Exercise goal — From the listing below, extract every line in which the word "styled" appears.
== Material for this task ==
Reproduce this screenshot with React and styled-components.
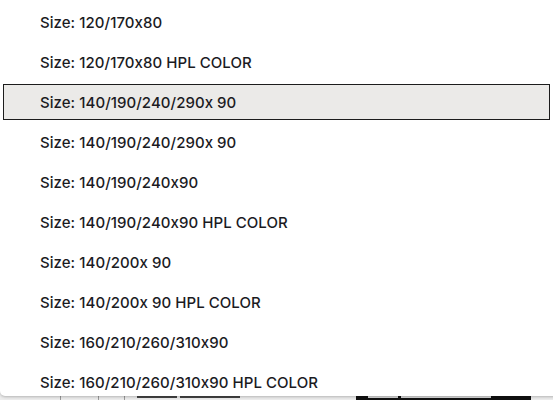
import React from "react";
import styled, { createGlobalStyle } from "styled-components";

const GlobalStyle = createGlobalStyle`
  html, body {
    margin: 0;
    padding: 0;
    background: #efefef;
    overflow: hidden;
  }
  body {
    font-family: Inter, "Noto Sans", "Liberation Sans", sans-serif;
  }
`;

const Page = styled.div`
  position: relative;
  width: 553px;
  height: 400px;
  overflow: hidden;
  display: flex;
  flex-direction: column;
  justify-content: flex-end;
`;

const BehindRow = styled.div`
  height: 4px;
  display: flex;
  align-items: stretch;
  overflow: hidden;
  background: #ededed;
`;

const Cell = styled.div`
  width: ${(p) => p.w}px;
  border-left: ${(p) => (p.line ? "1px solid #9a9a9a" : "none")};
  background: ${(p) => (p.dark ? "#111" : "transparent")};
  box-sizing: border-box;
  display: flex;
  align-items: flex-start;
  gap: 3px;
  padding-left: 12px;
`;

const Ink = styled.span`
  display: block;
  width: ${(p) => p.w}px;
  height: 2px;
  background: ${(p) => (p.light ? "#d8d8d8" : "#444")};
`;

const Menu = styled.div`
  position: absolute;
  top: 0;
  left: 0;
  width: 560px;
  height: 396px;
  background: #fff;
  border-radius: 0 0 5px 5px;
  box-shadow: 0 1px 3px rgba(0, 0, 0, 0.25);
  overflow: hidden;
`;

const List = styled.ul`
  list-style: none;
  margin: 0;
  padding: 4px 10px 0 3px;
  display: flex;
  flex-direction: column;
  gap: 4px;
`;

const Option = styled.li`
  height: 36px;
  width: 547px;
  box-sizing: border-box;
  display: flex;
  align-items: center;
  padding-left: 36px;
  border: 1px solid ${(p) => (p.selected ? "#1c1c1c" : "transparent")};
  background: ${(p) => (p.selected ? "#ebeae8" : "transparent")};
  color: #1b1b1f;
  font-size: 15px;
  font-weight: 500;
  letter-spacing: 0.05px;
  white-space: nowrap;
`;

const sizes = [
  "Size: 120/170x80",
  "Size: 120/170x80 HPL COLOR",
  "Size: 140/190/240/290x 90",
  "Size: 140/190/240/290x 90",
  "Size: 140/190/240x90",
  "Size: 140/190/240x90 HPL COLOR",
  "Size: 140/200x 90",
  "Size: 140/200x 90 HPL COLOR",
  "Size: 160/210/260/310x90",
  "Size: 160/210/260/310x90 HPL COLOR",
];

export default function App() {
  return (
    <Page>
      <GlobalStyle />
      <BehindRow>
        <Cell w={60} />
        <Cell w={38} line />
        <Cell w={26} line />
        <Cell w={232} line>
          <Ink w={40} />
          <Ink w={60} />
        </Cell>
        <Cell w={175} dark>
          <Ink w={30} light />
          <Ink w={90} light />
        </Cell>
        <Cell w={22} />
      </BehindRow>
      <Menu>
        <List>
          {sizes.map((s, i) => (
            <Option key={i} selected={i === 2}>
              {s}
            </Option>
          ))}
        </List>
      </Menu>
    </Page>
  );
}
===
== Material for this task ==
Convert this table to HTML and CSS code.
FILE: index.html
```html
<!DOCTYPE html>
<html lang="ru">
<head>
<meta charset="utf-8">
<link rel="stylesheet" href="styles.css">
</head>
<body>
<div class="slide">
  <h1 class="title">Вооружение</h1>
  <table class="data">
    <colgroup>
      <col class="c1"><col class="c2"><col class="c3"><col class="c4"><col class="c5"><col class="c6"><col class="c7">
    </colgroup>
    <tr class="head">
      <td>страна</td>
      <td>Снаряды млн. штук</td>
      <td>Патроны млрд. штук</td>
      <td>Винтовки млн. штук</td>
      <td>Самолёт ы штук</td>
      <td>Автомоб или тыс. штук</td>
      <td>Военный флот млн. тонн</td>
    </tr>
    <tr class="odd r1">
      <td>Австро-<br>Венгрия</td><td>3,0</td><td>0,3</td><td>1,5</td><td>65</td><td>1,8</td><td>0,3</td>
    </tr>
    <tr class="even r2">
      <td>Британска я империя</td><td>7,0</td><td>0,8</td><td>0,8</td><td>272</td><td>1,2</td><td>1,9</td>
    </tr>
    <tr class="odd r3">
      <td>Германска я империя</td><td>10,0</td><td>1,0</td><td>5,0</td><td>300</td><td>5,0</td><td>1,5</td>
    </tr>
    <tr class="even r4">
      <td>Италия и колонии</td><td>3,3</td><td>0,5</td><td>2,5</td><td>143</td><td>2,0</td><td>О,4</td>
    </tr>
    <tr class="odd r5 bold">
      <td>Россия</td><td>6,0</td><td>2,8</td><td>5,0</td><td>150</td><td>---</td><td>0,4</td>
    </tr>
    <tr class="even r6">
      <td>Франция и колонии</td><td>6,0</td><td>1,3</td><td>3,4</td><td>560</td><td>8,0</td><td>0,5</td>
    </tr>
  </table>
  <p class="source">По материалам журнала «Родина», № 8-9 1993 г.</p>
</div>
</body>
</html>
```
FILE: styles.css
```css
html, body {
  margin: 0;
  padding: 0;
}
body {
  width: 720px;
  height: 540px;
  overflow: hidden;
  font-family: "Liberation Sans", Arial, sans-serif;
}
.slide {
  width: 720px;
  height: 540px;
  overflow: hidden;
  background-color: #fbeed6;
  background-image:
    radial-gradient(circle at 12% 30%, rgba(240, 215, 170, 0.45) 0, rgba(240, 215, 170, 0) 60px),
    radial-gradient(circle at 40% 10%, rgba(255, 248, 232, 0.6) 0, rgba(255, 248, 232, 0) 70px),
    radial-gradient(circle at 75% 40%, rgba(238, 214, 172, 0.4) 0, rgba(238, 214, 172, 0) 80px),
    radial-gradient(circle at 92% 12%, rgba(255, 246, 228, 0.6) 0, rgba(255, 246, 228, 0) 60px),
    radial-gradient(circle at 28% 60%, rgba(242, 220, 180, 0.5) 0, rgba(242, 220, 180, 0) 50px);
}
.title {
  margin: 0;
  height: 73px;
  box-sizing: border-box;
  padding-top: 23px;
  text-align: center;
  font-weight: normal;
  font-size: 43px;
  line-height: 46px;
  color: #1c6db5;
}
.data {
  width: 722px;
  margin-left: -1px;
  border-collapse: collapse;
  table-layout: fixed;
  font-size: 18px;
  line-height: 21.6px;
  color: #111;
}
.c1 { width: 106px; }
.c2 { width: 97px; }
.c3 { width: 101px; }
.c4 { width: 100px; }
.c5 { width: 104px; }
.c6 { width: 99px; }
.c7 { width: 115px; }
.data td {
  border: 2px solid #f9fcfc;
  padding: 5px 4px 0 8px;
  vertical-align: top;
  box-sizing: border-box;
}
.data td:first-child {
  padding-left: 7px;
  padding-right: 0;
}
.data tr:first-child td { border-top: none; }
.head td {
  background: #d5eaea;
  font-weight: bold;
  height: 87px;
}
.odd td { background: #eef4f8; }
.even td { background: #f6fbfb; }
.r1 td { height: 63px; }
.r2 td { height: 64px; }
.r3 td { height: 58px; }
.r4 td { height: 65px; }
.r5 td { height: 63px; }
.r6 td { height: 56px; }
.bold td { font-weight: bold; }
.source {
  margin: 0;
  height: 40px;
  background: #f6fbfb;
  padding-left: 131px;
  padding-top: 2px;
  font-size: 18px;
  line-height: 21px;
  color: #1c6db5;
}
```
===
Right answer —
Reproduce this screenshot with React and styled-components.
import styled, { createGlobalStyle } from "styled-components";
const Page = styled.div`
const BehindRow = styled.div`
const Cell = styled.div`
const Ink = styled.span`
const Menu = styled.div`
const List = styled.ul`
const Option = styled.li`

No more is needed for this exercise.